● Task goal:
Gather the lines below that include the string "with", copying each in full.

** Begin **

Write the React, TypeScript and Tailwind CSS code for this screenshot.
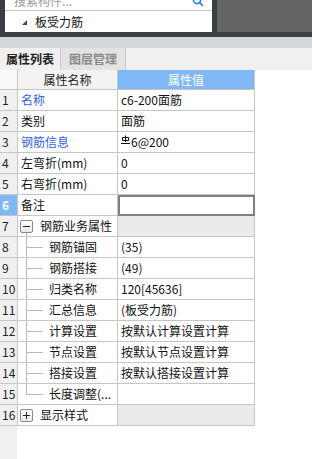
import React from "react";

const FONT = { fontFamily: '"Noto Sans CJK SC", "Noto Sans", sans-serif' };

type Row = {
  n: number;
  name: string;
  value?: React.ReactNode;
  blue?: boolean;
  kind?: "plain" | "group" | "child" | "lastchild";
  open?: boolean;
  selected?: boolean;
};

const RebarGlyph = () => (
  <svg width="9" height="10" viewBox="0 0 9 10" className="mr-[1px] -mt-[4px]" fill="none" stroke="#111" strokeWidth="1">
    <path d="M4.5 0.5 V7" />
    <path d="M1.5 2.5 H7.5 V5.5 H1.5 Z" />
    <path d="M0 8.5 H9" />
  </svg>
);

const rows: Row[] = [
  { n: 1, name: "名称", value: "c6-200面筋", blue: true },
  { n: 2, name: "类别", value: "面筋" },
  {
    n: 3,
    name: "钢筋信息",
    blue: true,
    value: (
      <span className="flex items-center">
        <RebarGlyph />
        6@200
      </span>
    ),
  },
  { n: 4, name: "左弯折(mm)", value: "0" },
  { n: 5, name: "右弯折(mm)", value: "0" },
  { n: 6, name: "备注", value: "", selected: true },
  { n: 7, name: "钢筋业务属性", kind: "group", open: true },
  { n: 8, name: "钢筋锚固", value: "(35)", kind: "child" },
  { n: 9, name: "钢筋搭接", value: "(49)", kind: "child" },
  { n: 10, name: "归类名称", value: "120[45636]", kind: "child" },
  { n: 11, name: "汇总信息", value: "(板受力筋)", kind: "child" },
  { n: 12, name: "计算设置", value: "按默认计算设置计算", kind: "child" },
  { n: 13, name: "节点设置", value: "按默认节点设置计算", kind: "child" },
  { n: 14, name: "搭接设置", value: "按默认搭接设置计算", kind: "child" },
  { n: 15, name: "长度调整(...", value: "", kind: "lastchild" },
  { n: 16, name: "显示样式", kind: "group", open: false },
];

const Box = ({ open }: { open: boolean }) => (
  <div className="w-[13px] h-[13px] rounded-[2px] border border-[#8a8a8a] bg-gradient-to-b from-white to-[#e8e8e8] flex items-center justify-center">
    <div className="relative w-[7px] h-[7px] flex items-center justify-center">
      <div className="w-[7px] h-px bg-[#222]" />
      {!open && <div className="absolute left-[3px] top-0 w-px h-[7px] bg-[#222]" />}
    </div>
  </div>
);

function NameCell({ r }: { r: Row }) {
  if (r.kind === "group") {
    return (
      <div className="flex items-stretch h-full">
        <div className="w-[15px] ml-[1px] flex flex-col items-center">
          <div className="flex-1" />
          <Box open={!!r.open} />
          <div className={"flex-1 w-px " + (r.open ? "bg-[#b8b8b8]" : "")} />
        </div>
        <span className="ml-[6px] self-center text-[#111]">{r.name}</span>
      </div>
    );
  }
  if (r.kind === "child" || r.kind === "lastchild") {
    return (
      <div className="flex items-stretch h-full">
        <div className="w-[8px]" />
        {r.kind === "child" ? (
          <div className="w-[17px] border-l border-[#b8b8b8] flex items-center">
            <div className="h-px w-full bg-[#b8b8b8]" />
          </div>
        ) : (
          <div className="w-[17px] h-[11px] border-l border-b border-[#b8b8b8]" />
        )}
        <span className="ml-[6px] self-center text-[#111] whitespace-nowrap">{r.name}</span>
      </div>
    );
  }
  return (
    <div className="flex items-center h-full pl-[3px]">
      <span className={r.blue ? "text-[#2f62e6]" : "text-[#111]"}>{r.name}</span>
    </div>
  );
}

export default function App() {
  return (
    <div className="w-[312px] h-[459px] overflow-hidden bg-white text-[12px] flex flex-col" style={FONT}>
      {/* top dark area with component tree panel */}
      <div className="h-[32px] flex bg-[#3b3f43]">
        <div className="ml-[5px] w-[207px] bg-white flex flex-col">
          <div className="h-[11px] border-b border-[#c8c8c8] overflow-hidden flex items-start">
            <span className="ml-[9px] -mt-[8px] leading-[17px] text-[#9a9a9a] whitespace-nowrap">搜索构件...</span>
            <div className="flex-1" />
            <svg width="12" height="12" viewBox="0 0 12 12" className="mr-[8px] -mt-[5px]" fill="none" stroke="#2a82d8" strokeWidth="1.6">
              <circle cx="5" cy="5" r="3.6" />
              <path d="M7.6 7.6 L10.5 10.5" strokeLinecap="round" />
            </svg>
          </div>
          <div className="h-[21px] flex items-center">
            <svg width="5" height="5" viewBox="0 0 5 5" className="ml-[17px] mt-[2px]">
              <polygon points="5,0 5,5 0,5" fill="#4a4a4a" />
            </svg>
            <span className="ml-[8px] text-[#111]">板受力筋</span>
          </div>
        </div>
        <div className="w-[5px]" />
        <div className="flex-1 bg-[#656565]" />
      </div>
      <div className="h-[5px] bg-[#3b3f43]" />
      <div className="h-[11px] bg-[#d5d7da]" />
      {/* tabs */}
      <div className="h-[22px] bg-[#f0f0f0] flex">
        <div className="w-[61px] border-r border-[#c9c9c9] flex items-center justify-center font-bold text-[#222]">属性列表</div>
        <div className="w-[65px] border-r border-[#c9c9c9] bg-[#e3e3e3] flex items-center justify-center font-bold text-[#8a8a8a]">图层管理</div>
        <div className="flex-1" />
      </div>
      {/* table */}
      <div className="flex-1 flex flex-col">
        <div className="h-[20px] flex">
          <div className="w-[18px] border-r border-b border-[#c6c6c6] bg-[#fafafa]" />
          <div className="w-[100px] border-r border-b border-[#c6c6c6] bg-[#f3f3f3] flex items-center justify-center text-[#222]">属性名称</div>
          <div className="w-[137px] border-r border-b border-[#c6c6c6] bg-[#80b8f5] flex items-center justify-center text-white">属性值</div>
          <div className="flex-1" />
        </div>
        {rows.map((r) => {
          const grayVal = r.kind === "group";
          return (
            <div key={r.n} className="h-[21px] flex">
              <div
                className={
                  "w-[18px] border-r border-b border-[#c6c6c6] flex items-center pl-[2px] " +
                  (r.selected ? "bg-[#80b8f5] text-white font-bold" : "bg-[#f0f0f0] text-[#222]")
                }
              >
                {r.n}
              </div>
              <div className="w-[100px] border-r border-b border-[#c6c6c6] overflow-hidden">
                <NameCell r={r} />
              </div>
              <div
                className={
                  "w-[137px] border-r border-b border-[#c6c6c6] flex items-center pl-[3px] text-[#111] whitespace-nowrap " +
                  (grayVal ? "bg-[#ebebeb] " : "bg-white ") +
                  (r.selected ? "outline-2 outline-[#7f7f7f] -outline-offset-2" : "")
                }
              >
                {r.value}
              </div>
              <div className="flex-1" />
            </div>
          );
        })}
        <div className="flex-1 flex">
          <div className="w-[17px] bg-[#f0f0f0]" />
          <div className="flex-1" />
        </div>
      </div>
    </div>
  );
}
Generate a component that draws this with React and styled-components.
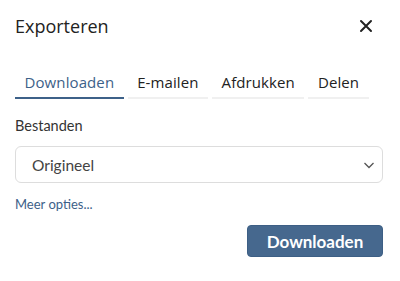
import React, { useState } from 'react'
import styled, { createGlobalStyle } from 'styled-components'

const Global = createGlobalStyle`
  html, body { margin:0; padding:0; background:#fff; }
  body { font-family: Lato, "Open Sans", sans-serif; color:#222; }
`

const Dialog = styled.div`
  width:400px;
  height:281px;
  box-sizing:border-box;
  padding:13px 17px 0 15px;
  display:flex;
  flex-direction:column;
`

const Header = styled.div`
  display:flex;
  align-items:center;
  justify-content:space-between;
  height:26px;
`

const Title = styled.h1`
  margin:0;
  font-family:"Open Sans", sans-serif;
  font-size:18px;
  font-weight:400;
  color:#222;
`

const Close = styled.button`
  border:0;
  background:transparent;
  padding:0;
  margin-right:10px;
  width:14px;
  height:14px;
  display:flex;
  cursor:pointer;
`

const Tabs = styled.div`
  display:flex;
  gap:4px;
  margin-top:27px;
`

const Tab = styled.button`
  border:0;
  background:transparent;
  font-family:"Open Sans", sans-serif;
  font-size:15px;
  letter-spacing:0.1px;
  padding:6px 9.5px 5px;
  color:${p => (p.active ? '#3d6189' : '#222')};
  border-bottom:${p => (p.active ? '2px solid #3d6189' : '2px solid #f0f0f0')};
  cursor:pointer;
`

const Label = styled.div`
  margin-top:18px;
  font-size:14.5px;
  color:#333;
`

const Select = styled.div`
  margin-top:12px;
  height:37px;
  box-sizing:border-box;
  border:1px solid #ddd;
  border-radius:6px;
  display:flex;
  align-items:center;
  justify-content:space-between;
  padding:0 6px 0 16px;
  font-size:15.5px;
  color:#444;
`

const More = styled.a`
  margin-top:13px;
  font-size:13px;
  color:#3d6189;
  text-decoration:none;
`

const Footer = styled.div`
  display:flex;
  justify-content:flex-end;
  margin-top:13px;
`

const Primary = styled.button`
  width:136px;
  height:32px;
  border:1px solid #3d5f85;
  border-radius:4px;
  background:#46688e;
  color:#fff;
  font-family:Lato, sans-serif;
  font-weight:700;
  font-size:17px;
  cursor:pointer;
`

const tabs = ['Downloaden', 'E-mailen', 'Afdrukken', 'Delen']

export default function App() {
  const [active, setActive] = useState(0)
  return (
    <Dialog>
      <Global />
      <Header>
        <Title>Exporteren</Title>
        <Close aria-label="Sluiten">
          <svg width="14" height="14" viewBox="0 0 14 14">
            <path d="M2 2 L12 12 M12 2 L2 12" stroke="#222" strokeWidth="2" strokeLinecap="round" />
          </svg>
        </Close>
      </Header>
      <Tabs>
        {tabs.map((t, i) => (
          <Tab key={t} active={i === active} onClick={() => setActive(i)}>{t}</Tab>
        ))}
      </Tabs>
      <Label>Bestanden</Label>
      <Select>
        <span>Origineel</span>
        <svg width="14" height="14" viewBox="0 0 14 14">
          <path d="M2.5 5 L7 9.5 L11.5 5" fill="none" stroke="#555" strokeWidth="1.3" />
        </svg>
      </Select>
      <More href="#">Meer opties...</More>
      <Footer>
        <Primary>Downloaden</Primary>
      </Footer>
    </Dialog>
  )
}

** End **

● Result:
      {/* top dark area with component tree panel */}
Generate a component that draws this with React and styled-components.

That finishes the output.